▸ **Exercise instructions**
Using the data below, copy each line that includes the word "index".

▸ **Data**
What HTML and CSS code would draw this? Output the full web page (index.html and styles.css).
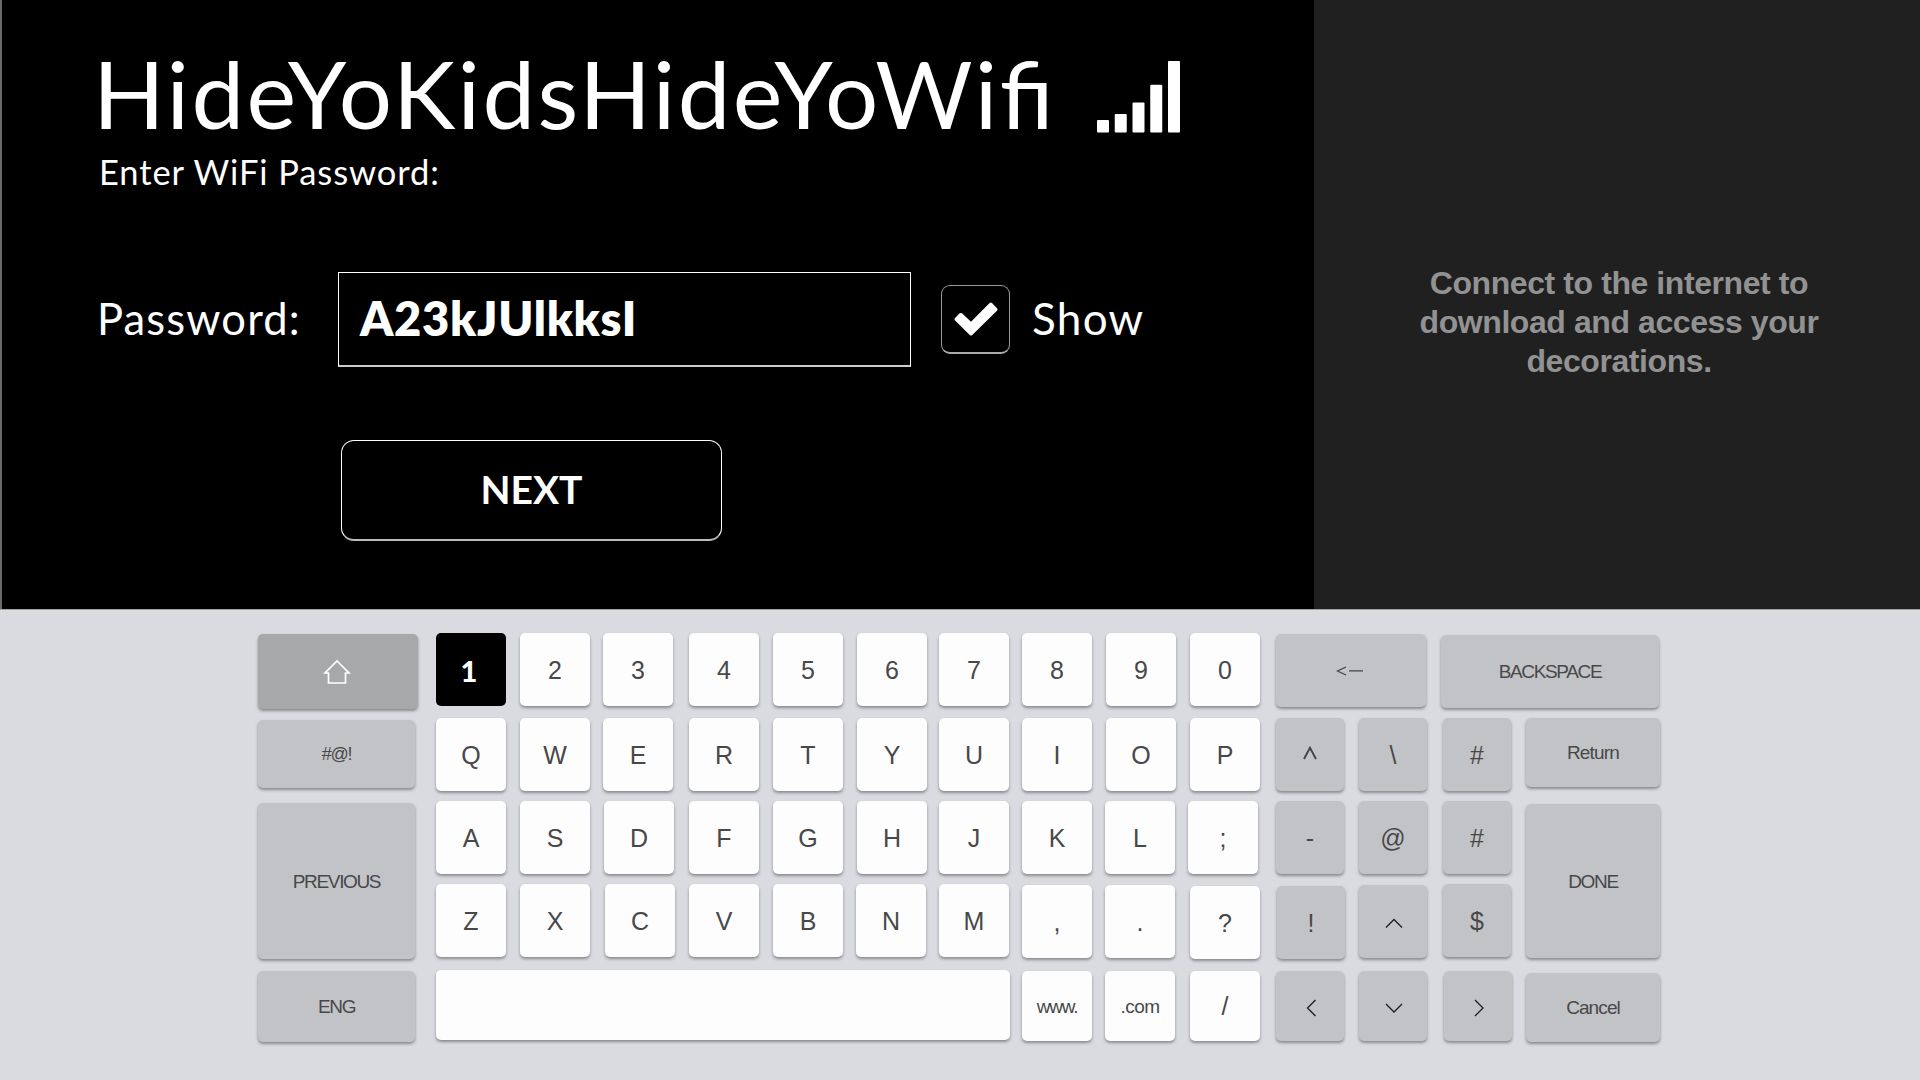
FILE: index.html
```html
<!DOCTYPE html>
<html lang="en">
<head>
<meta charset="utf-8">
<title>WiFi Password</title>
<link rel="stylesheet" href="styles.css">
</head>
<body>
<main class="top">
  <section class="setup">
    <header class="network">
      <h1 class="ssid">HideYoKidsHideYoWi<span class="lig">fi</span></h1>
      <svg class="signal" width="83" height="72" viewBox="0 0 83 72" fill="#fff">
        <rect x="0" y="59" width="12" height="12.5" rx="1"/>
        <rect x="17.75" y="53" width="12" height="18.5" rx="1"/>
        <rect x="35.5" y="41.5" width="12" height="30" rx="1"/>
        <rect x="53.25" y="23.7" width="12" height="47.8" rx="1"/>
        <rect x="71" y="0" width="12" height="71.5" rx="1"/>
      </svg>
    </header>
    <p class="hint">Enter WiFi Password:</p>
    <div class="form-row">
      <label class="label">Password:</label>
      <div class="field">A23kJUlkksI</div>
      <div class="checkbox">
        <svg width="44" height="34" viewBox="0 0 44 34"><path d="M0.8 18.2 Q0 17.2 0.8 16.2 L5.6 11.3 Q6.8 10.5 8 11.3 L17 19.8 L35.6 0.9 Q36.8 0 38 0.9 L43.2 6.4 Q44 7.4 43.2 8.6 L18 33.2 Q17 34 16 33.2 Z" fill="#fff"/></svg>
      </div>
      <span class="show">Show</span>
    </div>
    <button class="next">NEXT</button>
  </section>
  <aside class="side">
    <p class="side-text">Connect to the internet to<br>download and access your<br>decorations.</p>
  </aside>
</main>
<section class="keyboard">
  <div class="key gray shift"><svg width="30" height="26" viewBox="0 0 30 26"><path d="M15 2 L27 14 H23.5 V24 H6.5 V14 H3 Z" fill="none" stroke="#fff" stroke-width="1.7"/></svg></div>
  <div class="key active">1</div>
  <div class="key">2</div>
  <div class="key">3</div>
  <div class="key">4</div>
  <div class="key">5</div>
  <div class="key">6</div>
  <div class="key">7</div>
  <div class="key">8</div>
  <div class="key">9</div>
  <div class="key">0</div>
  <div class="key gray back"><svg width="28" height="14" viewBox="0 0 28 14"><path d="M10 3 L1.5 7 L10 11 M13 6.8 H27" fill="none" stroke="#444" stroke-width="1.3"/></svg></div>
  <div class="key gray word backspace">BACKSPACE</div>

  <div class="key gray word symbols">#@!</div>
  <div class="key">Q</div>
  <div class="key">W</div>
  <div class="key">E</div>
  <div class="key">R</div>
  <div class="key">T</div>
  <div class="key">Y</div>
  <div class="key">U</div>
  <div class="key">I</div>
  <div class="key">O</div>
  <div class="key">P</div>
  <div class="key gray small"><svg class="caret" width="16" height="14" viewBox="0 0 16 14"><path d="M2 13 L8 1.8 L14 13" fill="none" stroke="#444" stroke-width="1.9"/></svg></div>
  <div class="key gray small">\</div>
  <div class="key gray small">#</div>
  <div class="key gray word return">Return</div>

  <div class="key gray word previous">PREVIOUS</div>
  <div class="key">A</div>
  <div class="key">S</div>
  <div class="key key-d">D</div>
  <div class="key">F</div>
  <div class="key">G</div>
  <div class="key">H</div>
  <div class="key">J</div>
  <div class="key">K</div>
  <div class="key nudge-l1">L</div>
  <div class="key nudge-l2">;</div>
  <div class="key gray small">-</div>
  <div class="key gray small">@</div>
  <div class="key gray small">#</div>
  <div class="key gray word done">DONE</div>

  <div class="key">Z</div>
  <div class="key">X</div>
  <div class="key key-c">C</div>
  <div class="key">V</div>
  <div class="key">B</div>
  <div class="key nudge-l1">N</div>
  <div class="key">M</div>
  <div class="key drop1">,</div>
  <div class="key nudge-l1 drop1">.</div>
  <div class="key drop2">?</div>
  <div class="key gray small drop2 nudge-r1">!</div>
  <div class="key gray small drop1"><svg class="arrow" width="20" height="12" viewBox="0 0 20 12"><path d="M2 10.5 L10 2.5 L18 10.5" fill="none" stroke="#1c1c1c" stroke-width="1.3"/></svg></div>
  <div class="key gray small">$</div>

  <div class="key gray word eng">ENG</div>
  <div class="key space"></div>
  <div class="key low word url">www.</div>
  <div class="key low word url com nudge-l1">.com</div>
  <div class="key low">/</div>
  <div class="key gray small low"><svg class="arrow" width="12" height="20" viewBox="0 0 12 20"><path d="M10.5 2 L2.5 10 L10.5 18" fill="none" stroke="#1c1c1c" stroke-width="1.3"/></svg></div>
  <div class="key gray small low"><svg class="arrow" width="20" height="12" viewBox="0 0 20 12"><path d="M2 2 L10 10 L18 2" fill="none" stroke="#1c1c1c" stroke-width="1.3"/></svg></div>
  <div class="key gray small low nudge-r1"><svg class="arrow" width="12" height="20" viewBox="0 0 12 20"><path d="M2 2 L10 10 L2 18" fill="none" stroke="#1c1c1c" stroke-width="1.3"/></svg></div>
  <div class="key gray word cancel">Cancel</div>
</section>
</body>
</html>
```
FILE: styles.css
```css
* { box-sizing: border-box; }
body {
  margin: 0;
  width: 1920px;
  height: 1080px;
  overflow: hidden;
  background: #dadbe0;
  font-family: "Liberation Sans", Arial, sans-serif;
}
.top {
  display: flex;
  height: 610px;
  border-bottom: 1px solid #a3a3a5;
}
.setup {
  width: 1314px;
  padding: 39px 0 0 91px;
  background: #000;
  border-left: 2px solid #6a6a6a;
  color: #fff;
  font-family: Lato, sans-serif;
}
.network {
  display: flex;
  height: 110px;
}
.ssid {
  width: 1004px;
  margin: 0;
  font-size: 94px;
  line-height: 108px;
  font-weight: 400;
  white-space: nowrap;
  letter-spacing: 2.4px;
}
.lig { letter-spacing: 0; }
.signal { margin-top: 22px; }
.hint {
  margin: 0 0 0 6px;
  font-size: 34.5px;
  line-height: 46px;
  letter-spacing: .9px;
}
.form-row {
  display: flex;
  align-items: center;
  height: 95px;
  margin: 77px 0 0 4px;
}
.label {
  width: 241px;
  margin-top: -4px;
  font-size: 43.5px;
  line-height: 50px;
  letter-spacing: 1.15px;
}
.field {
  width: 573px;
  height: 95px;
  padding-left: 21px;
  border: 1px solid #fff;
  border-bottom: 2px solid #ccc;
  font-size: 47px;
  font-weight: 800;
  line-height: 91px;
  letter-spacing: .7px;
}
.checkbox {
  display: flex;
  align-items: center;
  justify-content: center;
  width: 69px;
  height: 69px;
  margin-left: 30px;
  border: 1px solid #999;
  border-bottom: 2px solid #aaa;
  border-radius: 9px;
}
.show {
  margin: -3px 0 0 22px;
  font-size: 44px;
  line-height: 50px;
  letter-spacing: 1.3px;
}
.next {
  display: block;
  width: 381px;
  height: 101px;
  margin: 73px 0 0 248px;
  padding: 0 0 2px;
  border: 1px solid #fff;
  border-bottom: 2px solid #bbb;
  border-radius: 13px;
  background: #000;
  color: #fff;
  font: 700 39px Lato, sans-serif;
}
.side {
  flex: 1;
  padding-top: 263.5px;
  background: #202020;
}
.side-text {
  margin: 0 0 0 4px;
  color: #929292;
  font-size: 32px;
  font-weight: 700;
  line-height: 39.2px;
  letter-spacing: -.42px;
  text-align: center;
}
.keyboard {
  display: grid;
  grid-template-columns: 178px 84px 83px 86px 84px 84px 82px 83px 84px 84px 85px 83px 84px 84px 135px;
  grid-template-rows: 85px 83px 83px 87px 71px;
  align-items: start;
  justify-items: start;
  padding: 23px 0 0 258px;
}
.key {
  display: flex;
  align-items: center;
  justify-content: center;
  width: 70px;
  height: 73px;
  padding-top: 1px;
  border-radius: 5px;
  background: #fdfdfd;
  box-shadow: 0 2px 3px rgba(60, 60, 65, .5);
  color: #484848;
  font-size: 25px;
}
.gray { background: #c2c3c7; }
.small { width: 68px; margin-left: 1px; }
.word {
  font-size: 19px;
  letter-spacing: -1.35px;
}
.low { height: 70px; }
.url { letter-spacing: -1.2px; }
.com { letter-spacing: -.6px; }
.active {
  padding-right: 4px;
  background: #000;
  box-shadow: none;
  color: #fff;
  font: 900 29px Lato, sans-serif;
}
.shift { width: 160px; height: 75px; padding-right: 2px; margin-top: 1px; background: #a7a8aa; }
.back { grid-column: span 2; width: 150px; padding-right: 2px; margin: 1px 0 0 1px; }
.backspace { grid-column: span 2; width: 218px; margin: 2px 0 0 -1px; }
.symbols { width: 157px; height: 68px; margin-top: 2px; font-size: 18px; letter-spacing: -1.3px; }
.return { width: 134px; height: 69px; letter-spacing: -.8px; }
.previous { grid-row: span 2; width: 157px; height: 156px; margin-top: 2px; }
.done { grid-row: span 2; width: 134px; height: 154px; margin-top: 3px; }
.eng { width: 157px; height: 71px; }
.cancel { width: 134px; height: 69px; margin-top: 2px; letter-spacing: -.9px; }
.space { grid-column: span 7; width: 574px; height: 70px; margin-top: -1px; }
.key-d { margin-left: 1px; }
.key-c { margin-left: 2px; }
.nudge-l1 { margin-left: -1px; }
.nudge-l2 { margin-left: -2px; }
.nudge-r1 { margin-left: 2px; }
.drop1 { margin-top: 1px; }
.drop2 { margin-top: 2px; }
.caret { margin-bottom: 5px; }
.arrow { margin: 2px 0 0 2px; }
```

▸ **Exercise response**
What HTML and CSS code would draw this? Output the full web page (index.html and styles.css).
FILE: index.html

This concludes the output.